Actor, author, record label owner, comedian, Australian music great and self-described Senator, Briggs is set to drop new music on August 21.
Briggs’ new EP, Always Was, is the artist’s first solo collection since Sheplife in 2014. The six-track EP is a “taste test for the upcoming album”, which is set to be released by the end of the year.
“It’s always good to have music out, to be back in the wheelhouse where I belong,” said the Yorta Yorta rapper.
Whilst most of the EP was made previous to lockdown, Briggs and his team are located across the country so were well prepared for the COVID-19 lifestyle.
“Most of it was already made a while ago, there was only a few things that we did in lockdown,” Briggs said.

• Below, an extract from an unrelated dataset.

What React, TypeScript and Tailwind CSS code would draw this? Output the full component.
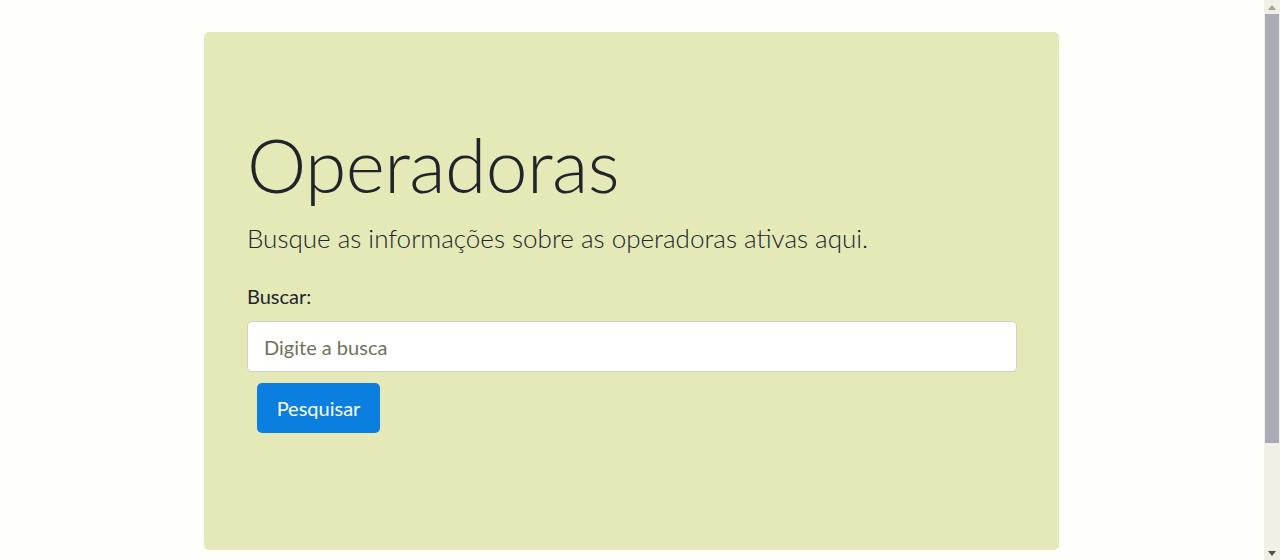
import React from "react";

const App = () => {
  return (
    <div className="flex h-[560px] w-[1280px] overflow-hidden bg-[#fefefa] font-['Lato','Open_Sans',sans-serif] text-[#212529]">
      {/* Page */}
      <div className="flex-1 pt-[32px]">
        <div className="ml-[204px] h-[518px] w-[855px] rounded-[5px] bg-[#e5e9b8] pl-[43px] pr-[43px] pt-[87px]">
          <h1 className="text-[75px] font-light leading-[90px] tracking-[-0.6px]">Operadoras</h1>
          <p className="mt-[11px] text-[26px] font-light leading-[36px]">
            Busque as informações sobre as operadoras ativas aqui.
          </p>

          {/* Search form */}
          <div className="mt-[25px]">
            <label className="block text-[20px] leading-[30px]">Buscar:</label>
            <input
              type="text"
              placeholder="Digite a busca"
              className="mt-[10px] block h-[51px] w-[770px] rounded-[5px] border border-[#cfd2c4] bg-white px-[16px] text-[20px] placeholder:text-[#6e7358] outline-none"
            />
            <button className="ml-[10px] mt-[11px] h-[50px] w-[123px] rounded-[5px] bg-[#0b7fe0] text-[20px] text-white">
              Pesquisar
            </button>
          </div>
        </div>
      </div>

      {/* Scrollbar */}
      <div className="flex w-[16px] flex-col bg-[#f0f0e4]">
        <div className="flex h-[14px] items-center justify-center">
          <svg width="8" height="5" viewBox="0 0 8 5">
            <path d="M0 5 L4 0 L8 5 Z" fill="#a3a3a3" />
          </svg>
        </div>
        <div className="mx-[1px] h-[429px] bg-[#ababb5]" />
        <div className="flex-1" />
        <div className="flex h-[14px] items-center justify-center">
          <svg width="8" height="5" viewBox="0 0 8 5">
            <path d="M0 0 L8 0 L4 5 Z" fill="#505050" />
          </svg>
        </div>
      </div>
    </div>
  );
};

export default App;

“We do things so much via satellite anyway so it wasn’t such a big difference for us … given that’s how we operate …we just get in and get it done.”
“Blackfullas are like the kings of adaptation you know what I mean, we’ve been having to adapt to different lifestyles for so long.”
“It’s in our DNA to be able to survive, so coming into COVID it was like, ‘Okay, how do we do it?’ It was never a case of, ‘We can’t do it’, it was always, ‘How do we do it?’”
One of the tracks for the new album is newly released tune, Go to War, which saw the rapper collaborate with Gamilaraay artist, Thelma Plum. The song and film clip were released the same day, with appearances from Bad Apples Crew and Muggera Dancers in the clip.
“That was my favourite part, I love the boys and what they represent. They are so staunch and so proud and they dance so hard,” said Briggs.
“I could see it and I knew what it had to be, I had two great directors, Tristan Edouard and Selina Miles, who are phenomenal. They could see my vision too.”
The Go to War video delivers a powerful message.
“I always want to tell a story … and really sell a bigger idea in my videos. To tell that story of blackfullas having to exist in two worlds was something I’ve always wanted to talk about because it is so exhausting.”
“I don’t think it’s spoken about enough and I don’t think people realise it enough.”
“The idea of the blackfulla that Australia might look down their nose at in the street, is the blackfulla that they would applaud for being a ‘true Aboriginal’. Because they don’t associate a blackfulla from the city as being connected with their culture or connecting with their identity and their heritage because they aren’t ochred up,” said Briggs.
“That was the idea behind it, to dispel those myths [that] you have to go to the far remote outback to have an Aboriginal experience, which tries to minimalise the experience of the blackfulla in the city.”
Briggs added children’s book author to his already impressive resume in May this year, releasing Our Home, Our Heartbeat. The book was adapted from his song, The Children Came Back.
“It was something I always wanted to do, and I did it … I didn’t expect it to end up being the best-selling kids’ book in the country,” he said.
“I just thought it was a cool thing for the mob and for kids.
“A number of people have made kids’ books, and maybe we all have the same idea that we didn’t have them when we were kids. I’m just trying to make the book that I thought I needed.
“I just wanted to normalise Indigenous achievement, so they are in the same breath as another person, and also remind [everyone of] the strength of our families and communities.”
Briggs will make first his livestream performance debut since COVID-19 on Thursday August 20, the day before the EP release. He will be performing as part of Inside Sets, an interactive gig series. Tickets are available with a tiered pricing system.